In her first quarterly conference call as CEO, Gracia Martore reported Q3 results for Gannett Company which were right in line with expectations. As you would expect, television had a better quarter than newspaper publishing, even before adjusting for the cyclical impact of political advertising.
Total operating revenues were down 3.5% to $1.27 billion in Q3 – right in line with the Thomson/First Call consensus. Likewise, earnings per share, excluding special items, totaled 44 cents, also right on target.
Broadcasting revenues were down 6% to $174.3 million, but Martore proudly noted that revenues were up nearly 5% if you exclude the incremental impact of political advertising, which amounted to over $21 million a year earlier. She said automotive was back in gear in September, following the Japan supply chain problems, up more than 20% for the month. Broadcasting cash flow was down 9% to $75.7 million (with no adjustment for political).
Looking to the current Q4, while it is still early Martore said broadcasting revenues are pacing to be down in the “very low teens.” But excluding political that’s a gain “in the very high single digits to perhaps 10-11%” she said.

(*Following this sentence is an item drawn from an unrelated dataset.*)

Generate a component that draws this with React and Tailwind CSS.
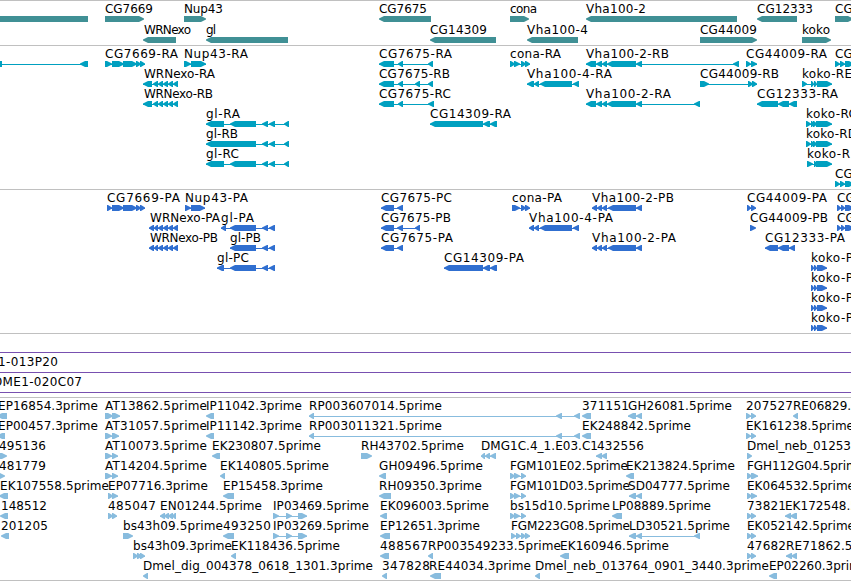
import React from 'react'

// feature: [row, label, label start, label end (null = runs off the edge), strand, exon start/end pairs]
const GENES = [
  [0, '', 0, null, '<', [-20, 88]],
  [0, 'CG7669', 105, 153, '>', [105, 144]],
  [0, 'Nup43', 184, 223, '>', [184, 206]],
  [0, 'CG7675', 379, 427, '<', [379, 431]],
  [0, 'cona', 510, 537, '>', [510, 529]],
  [0, 'Vha100-2', 586, 646, '<', [586, 737]],
  [0, 'CG12333', 757, 813, '<', [757, 797]],
  [0, 'CG', 835, null, '>', [835, 853]],
  [1, 'WRNexo', 144, 191, '<', [143, 176]],
  [1, 'gl', 206, 216, '<', [206, 288]],
  [1, 'CG14309', 430, 487, '<', [430, 496]],
  [1, 'Vha100-4', 527, 588, '<', [527, 578]],
  [1, 'CG44009', 700, 757, '>', [700, 757]],
  [1, 'koko', 802, 830, '>', [802, 831]],
]

const TRANSCRIPTS = [
  [0, '', 0, null, '<', [-5, 2, 80, 88]],
  [0, 'CG7669-RA', 105, 178, '>', [105, 112, 112, 124, 123, 137, 136, 141, 140, 145]],
  [0, 'Nup43-RA', 184, 248, '>', [184, 191, 191, 206]],
  [0, 'CG7675-RA', 379, 452, '<', [379, 394, 398, 403, 428, 433]],
  [0, 'cona-RA', 510, 561, '>', [510, 515, 514, 520, 521, 526, 525, 530]],
  [0, 'Vha100-2-RB', 586, 669, '<', [586, 596, 596, 602, 602, 607, 607, 636, 636, 642, 733, 739]],
  [0, 'CG44009-RA', 746, 827, '>', [746, 751, 751, 757]],
  [0, 'CG', 835, null, '>', [835, 840, 840, 845, 845, 854]],
  [1, 'WRNexo-RA', 144, 215, '<', [143, 152, 153, 158, 158, 163, 163, 168, 168, 173, 173, 178]],
  [1, 'CG7675-RB', 379, 450, '<', [379, 394, 398, 403, 415, 420, 428, 433]],
  [1, 'Vha100-4-RA', 527, 612, '<', [527, 534, 534, 539, 540, 572, 573, 579]],
  [1, 'CG44009-RB', 700, 779, '>', [700, 709, 748, 753, 752, 757]],
  [1, 'koko-RE', 802, 852, '>', [802, 807, 811, 814, 814, 817, 817, 832]],
  [2, 'WRNexo-RB', 144, 213, '<', [143, 152, 153, 158, 158, 163, 163, 168, 168, 173, 173, 178]],
  [2, 'CG7675-RC', 379, 451, '<', [379, 394, 398, 403, 428, 434]],
  [2, 'Vha100-2-RA', 586, 671, '<', [586, 596, 596, 602, 602, 607, 607, 636, 636, 642, 694, 700]],
  [2, 'CG12333-RA', 757, 838, '<', [757, 778, 778, 789, 789, 797]],
  [3, 'gl-RA', 206, 240, '<', [206, 224, 230, 256, 262, 268, 269, 275, 284, 289]],
  [3, 'CG14309-RA', 430, 511, '<', [430, 483, 483, 490, 490, 497]],
  [3, 'koko-RC', 806, 857, '>', [806, 811, 811, 814, 813, 817, 816, 832]],
  [4, 'gl-RB', 206, 238, '<', [206, 256, 262, 268, 269, 275, 284, 289]],
  [4, 'koko-RD', 806, 857, '>', [806, 811, 811, 814, 813, 817, 816, 832]],
  [5, 'gl-RC', 206, 239, '<', [206, 224, 230, 256, 262, 268, 269, 275, 284, 289]],
  [5, 'koko-R', 807, 850, '>', [807, 813, 814, 817, 816, 832]],
  [6, 'CG', 835, null, '>', [835, 840, 840, 845, 845, 854]],
]

const PROTEINS = [
  [0, 'CG7669-PA', 107, 180, '>', [107, 112, 112, 124, 123, 137, 136, 141, 140, 145]],
  [0, 'Nup43-PA', 185, 248, '>', [185, 191, 191, 205]],
  [0, 'CG7675-PC', 381, 452, '<', [381, 394, 397, 403]],
  [0, 'cona-PA', 512, 562, '>', [512, 520, 521, 526, 525, 530]],
  [0, 'Vha100-2-PB', 592, 674, '<', [592, 597, 597, 602, 602, 607, 608, 636, 636, 642]],
  [0, 'CG44009-PA', 747, 827, '>', [747, 751, 751, 756]],
  [0, 'CG', 837, null, '>', [837, 841, 841, 845, 845, 854]],
  [1, 'WRNexo-PA', 150, 220, '<', [149, 154, 154, 158, 158, 163, 163, 168, 168, 173, 173, 178]],
  [1, 'gl-PA', 221, 254, '<', [221, 226, 230, 256, 262, 268, 269, 275]],
  [1, 'CG7675-PB', 381, 451, '<', [381, 394, 397, 403, 415, 420]],
  [1, 'Vha100-4-PA', 529, 613, '<', [529, 534, 534, 539, 540, 572, 573, 579]],
  [1, 'CG44009-PB', 750, 828, '>', [750, 756]],
  [1, 'CG', 837, null, '>', [837, 841, 841, 845, 845, 854]],
  [2, 'WRNexo-PB', 150, 218, '<', [149, 154, 154, 158, 158, 163, 163, 168, 168, 173, 173, 178]],
  [2, 'gl-PB', 230, 261, '<', [230, 256, 262, 268, 269, 275]],
  [2, 'CG7675-PA', 381, 453, '<', [381, 394, 397, 403]],
  [2, 'Vha100-2-PA', 592, 676, '<', [592, 597, 597, 602, 602, 607, 608, 636, 636, 642]],
  [2, 'CG12333-PA', 765, 845, '<', [765, 778, 778, 789, 789, 795]],
  [3, 'gl-PC', 217, 249, '<', [217, 224, 230, 256, 262, 268, 269, 275]],
  [3, 'CG14309-PA', 444, 524, '<', [444, 483, 483, 490, 490, 497]],
  [3, 'koko-P', 811, 853, '>', [811, 814, 814, 817, 817, 827]],
  [4, 'koko-P', 811, 853, '>', [811, 814, 814, 817, 817, 827]],
  [5, 'koko-P', 811, 853, '>', [811, 814, 814, 817, 817, 827]],
  [6, 'koko-P', 811, 853, '>', [811, 814, 814, 817, 817, 827]],
]

const ESTS = [
  [0, 'EP16854.3prime', -2, 98, '<', [-3, 7]],
  [0, 'AT13862.5prime', 105, 207, '>', [105, 113, 112, 120]],
  [0, 'IP11042.3prime', 206, 302, '<', [206, 214]],
  [0, 'RP003607014.5prime', 309, 442, '<', [309, 314, 556, 562, 574, 580]],
  [0, '371151', 582, 629, '<', [582, 591]],
  [0, 'GH26081.5prime', 628, 732, '<', [628, 636, 636, 642]],
  [0, '207527', 746, 793, '>', [746, 751, 751, 756]],
  [0, 'RE06829.5prime', 793, 894, '<', [793, 798]],
  [1, 'EP00457.3prime', -2, 98, '<', [-3, 5]],
  [1, 'AT31057.5prime', 105, 207, '>', [105, 112, 112, 119]],
  [1, 'IP11142.3prime', 206, 302, '<', [206, 214]],
  [1, 'RP003011321.5prime', 309, 442, '<', [309, 314, 556, 562, 574, 580]],
  [1, 'EK248842.5prime', 582, 691, '<', [582, 591]],
  [1, 'EK161238.5prime', 746, 854, '>', [746, 751, 751, 756]],
  [2, '495136', -1, 46, '>', [-4, 7]],
  [2, 'AT10073.5prime', 105, 207, '>', [105, 112, 112, 118]],
  [2, 'EK230807.5prime', 212, 321, '<', [212, 220]],
  [2, 'RH43702.5prime', 361, 464, '>', [361, 372]],
  [2, 'DMG1C.4_1.E03.C1', 481, 598, '<', [481, 485, 485, 490, 490, 496]],
  [2, '432556', 597, 644, '<', [596, 602, 601, 607]],
  [2, 'Dmel_neb_01253', 747, 851, '>', [747, 752]],
  [3, '481779', -1, 46, '>', [-4, 5]],
  [3, 'AT14204.5prime', 105, 207, '>', [105, 112, 112, 118]],
  [3, 'EK140805.5prime', 220, 329, '<', [220, 225]],
  [3, 'GH09496.5prime', 379, 483, '<', [379, 386]],
  [3, 'FGM101E02.5prime', 510, 628, '>', [510, 515, 514, 520, 521, 526]],
  [3, 'EK213824.5prime', 626, 735, '<', [626, 634]],
  [3, 'FGH112G04.5prime', 747, 865, '>', [747, 752, 751, 758]],
  [4, 'EK107558.5prime', 0, 109, '<', [-1, 8]],
  [4, 'EP07716.3prime', 108, 208, '>', [108, 113, 112, 118]],
  [4, 'EP15458.3prime', 223, 323, '<', [223, 234]],
  [4, 'RH09350.3prime', 379, 482, '<', [379, 391]],
  [4, 'FGM101D03.5prime', 510, 630, '>', [510, 515, 514, 520, 521, 526]],
  [4, 'SD04777.5prime', 628, 730, '<', [629, 636, 636, 642]],
  [4, 'EK064532.5prime', 747, 855, '>', [747, 752, 751, 757]],
  [5, '148512', 1, 47, '<', [0, 8]],
  [5, '485047', 108, 156, '>', [108, 113, 112, 117]],
  [5, 'EN01244.5prime', 160, 262, '<', [160, 165, 164, 169, 168, 173, 172, 176]],
  [5, 'IP03469.5prime', 273, 369, '>', [273, 279, 286, 292, 298, 307]],
  [5, 'EK096003.5prime', 380, 489, '<', [380, 387]],
  [5, 'bs15d10.5prime', 510, 610, '>', [510, 515, 514, 520, 521, 526]],
  [5, 'LP08889.5prime', 612, 711, '<', [612, 622]],
  [5, '73821', 747, 786, '>', [747, 752, 751, 756]],
  [5, 'EK172548.5prime', 785, 893, '<', [785, 791, 790, 797]],
  [6, '201205', 1, 48, '<', [1, 9]],
  [6, 'bs43h09.5prime', 123, 223, '>', [123, 133]],
  [6, '493250', 223, 271, '<', [223, 234]],
  [6, 'IP03269.5prime', 273, 369, '>', [273, 279, 286, 292, 298, 307]],
  [6, 'EP12651.3prime', 380, 480, '<', [380, 390]],
  [6, 'FGM223G08.5prime', 511, 630, '>', [511, 516, 516, 521, 521, 526, 525, 530]],
  [6, 'LD30521.5prime', 629, 730, '<', [629, 636, 636, 642, 694, 700]],
  [6, 'EK052142.5prime', 747, 855, '>', [747, 752, 751, 756]],
  [7, 'bs43h09.3prime', 133, 232, '>', [133, 138, 137, 142, 140, 145]],
  [7, 'EK118436.5prime', 231, 340, '<', [231, 236]],
  [7, '488567', 380, 428, '<', [380, 389]],
  [7, 'RP003549233.5prime', 428, 561, '<', [428, 433]],
  [7, 'EK160946.5prime', 560, 669, '<', [560, 569]],
  [7, '47682', 747, 786, '>', [747, 752, 751, 756]],
  [7, 'RE71862.5prime', 786, 888, '<', [786, 792, 791, 797]],
  [8, 'Dmel_dig_004378_0618_1301.3prime', 143, 373, '<', [143, 148]],
  [8, '347828', 382, 430, '<', [382, 387]],
  [8, 'RE44034.3prime', 429, 531, '<', [430, 441]],
  [8, 'Dmel_neb_013764_0901_3440.3prime', 535, 769, '<', [535, 540]],
  [8, 'EP02260.3prime', 769, 868, '<', [769, 777]],
]

// narrow tip, always at least one full-height column behind it
const exonPoints = (a, b, y, strand) => {
  const head = Math.min(5, b - a - 1)
  return strand === '<'
    ? `${a},${y + 2.6} ${a + head},${y} ${b},${y} ${b},${y + 6} ${a + head},${y + 6} ${a},${y + 3.4}`
    : `${a},${y} ${b - head},${y} ${b},${y + 2.6} ${b},${y + 3.4} ${b - head},${y + 6} ${a},${y + 6}`
}

const Label = ({ x, y, end, children }) => (
  <text
    x={x}
    y={y}
    textLength={end === null ? undefined : end - x}
    className="fill-black font-['DejaVu_Sans','Verdana',sans-serif] text-[12px] whitespace-pre"
  >
    {children}
  </text>
)

const Feature = ({ data, pitch }) => {
  const [row, label, x, end, strand, exons] = data
  const base = 12 + row * pitch
  const top = base + 3
  const pairs = []
  for (let i = 0; i < exons.length; i += 2) pairs.push([exons[i], exons[i + 1]])
  const first = exons[0]
  const last = exons[exons.length - 1]

  return (
    <g>
      {pairs.length > 1 && <rect x={first} y={top + 3} width={last - first} height="1" />}
      {pairs.map(([a, b], i) => (
        <polygon key={i} points={exonPoints(a, b, top, strand)} />
      ))}
      {label && <Label x={x} y={base} end={end}>{label}</Label>}
    </g>
  )
}

const Track = ({ features, pitch = 20, className }) => (
  <section className={`w-full shrink-0 overflow-hidden border-t border-[#c0c0c0] ${className}`}>
    <svg width="851" height="100%" className="block">
      {features.map((f, i) => (
        <Feature key={i} data={f} pitch={pitch} />
      ))}
    </svg>
  </section>
)

const Clone = ({ label, x, end }) => (
  <div className="h-5 shrink-0 border-t border-[#7850b0]">
    <svg width="851" height="19" className="block">
      <Label x={x} y={13} end={end}>{label}</Label>
    </svg>
  </div>
)

export default function App() {
  return (
    <main className="flex h-[581px] w-[851px] flex-col overflow-hidden bg-white">
      <Track features={GENES} pitch={21} className="h-[45px] fill-[#409095]" />
      <Track features={TRANSCRIPTS} className="h-36 fill-[#00a0c0]" />
      <Track features={PROTEINS} className="h-36 fill-[#306fd0]" />

      {/* BAC clones */}
      <div className="h-[19px] shrink-0 border-t border-[#c0c0c0]" />
      <Clone label="1-013P20" x={-2} end={58} />
      <Clone label="DME1-020C07" x={-7} end={82} />
      <div className="h-[5px] shrink-0 border-t border-[#7850b0]" />

      <Track features={ESTS} className="h-[184px] border-b fill-[#88bcde]" />
    </main>
  )
}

Gannett executives were careful to point out that publishing remains profitable for the world’s largest newspaper company. Operating cash flow was $146.8 million in Q3. How did that compare to a year ago? We had to look it up and do the calculation. It was a decline of over 15%.
Q3 publishing revenues were down 5% to $917.8 million with advertising revenues down 8.5% to %91.7 million. US ad revenues were down 9.3%, with the UK down 7.9%. US retail ad revenues fell 6.3%, national was down 17.3% and classifieds fell 9.4%.

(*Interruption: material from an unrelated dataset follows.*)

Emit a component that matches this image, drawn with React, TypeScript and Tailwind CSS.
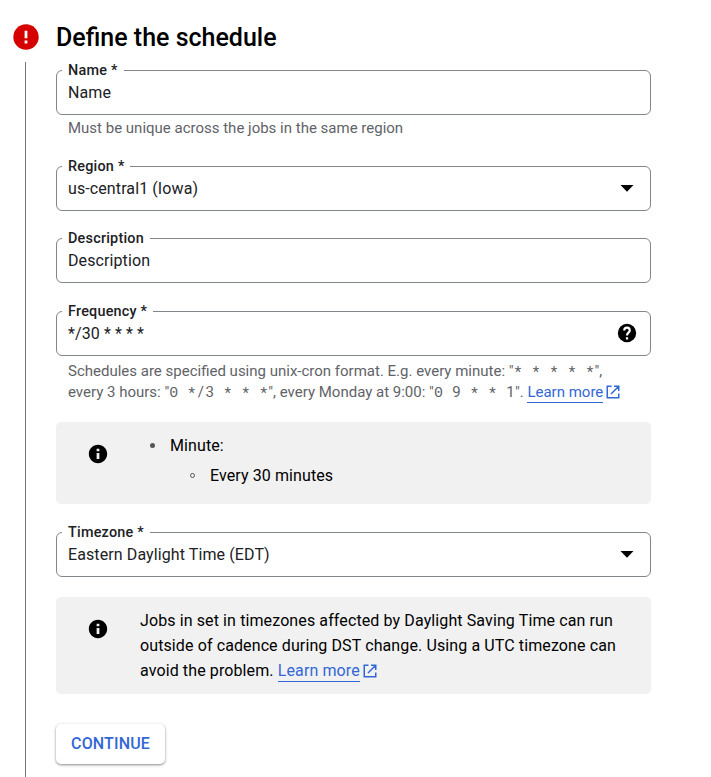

Digital was a bright spot, with revenues up 10.3% to $173.9 million, with CareerBuilder credited for strong growth. Digital segment cash flow gained 16.8% to $42.1 million.

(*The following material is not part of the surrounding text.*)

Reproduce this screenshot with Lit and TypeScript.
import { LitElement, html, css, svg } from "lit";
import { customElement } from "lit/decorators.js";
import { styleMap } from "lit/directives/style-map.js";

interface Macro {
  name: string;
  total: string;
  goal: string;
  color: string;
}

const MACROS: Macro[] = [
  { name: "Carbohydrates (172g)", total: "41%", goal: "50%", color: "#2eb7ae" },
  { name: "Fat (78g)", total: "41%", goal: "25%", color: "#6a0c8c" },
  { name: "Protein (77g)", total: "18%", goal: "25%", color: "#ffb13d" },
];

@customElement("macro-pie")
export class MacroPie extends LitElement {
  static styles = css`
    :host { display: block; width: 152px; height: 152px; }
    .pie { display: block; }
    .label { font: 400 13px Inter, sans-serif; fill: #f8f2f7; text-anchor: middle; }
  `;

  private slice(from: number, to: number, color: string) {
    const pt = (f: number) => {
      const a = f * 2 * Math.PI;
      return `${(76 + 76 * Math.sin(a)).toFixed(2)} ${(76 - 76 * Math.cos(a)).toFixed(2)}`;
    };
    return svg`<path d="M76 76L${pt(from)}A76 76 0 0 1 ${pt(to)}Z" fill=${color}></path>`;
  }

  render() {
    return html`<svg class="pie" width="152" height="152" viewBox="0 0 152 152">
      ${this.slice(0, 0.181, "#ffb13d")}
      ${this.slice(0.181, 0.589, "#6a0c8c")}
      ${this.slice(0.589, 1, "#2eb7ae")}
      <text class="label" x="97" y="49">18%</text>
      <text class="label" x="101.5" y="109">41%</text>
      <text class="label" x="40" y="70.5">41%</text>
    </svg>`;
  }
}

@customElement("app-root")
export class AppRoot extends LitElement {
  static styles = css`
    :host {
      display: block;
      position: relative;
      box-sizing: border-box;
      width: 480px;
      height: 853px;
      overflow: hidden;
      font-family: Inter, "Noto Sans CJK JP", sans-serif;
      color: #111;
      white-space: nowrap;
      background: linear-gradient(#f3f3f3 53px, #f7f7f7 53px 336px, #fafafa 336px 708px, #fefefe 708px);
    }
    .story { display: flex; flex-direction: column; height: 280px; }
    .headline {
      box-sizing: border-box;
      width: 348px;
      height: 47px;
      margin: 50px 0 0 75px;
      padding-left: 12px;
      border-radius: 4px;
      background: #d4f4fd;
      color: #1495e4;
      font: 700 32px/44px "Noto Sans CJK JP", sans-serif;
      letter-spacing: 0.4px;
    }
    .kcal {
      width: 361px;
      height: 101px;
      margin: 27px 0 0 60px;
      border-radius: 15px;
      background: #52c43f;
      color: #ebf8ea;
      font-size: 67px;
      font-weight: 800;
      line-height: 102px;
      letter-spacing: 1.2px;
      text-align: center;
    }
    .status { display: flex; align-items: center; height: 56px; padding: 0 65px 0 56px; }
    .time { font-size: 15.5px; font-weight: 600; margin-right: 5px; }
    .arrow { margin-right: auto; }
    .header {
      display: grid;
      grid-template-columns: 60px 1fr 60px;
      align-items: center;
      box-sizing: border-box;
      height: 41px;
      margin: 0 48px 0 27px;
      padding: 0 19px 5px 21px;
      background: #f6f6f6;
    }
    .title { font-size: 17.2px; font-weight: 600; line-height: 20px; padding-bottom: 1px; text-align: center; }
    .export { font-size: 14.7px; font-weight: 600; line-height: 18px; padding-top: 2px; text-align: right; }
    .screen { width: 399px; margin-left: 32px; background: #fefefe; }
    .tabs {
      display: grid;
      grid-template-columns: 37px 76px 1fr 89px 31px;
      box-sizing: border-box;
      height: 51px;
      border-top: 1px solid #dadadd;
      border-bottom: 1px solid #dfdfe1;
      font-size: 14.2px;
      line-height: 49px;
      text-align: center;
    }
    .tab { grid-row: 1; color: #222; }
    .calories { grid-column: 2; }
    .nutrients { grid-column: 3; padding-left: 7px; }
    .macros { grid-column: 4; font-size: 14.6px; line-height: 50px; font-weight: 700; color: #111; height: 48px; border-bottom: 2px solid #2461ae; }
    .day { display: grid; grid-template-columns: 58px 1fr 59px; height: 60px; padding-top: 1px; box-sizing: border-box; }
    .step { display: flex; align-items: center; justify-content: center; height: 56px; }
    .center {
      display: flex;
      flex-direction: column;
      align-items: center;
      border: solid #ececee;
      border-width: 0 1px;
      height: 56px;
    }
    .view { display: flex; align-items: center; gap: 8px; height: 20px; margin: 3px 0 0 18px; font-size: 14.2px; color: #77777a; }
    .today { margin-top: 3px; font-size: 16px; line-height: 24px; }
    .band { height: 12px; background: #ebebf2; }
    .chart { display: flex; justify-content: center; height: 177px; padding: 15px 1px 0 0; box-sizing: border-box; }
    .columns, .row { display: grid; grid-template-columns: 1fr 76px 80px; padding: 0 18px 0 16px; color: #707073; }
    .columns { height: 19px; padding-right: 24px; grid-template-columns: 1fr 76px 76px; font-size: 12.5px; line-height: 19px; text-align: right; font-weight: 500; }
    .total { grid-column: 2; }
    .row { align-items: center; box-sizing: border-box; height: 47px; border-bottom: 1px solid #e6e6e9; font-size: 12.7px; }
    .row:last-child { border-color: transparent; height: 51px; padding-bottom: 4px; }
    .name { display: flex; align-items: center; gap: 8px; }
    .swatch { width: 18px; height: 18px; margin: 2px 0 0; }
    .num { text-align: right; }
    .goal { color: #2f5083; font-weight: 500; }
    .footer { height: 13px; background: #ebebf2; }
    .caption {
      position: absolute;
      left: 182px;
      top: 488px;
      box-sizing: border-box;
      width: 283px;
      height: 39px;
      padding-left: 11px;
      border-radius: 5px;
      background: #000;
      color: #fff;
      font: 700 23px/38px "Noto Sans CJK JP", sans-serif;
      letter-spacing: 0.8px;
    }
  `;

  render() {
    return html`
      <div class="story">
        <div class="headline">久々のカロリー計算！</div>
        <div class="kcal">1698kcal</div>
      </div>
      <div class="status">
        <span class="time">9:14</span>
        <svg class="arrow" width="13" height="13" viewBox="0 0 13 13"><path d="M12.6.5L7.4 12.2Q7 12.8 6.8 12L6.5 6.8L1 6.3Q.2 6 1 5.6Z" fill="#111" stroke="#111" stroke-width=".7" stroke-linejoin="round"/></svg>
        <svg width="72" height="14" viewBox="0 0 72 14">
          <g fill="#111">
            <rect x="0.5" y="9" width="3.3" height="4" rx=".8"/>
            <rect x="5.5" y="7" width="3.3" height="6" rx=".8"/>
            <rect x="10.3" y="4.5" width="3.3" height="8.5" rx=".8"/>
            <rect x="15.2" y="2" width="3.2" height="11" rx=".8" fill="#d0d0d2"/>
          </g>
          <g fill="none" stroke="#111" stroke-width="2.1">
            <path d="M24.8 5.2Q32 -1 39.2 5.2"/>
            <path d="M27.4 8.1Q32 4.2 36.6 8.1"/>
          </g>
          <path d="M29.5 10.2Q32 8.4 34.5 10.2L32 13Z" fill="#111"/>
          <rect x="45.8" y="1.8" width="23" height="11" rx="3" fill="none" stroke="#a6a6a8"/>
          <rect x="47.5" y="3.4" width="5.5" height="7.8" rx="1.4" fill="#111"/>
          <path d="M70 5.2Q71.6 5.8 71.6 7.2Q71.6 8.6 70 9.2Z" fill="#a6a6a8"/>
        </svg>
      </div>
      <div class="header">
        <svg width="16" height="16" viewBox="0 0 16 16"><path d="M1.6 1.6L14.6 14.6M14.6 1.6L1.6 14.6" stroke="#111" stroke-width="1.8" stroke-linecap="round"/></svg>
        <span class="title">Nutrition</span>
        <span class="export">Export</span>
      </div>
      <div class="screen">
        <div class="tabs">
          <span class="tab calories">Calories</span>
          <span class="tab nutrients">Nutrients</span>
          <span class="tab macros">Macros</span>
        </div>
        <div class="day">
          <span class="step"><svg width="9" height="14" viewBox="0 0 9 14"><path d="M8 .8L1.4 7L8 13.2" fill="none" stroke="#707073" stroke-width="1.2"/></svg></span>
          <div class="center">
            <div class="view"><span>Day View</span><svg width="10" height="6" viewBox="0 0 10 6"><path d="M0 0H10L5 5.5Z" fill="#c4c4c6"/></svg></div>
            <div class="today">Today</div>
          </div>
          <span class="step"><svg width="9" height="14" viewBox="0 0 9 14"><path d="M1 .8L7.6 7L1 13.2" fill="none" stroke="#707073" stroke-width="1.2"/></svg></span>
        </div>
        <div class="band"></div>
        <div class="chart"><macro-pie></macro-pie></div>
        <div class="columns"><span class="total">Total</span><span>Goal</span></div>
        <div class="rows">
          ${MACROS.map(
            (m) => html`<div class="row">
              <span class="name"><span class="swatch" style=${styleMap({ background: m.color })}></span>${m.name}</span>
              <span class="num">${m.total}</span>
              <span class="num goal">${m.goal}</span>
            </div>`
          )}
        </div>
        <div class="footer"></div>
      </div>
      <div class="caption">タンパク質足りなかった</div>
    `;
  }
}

RBR-TVBR observation: One analyst jokingly offered Martore “condolences” on taking the top post at the company. It is certainly challenging to run a large media company in the current economic environment, but Martore can certainly hit the ground running as CEO. She had been the #2 for some time and ran the company while Craig Dubow was on his first medical leave. She was already in charge again when he made the second medical leave permanent and the board promoted COO Martore to CEO.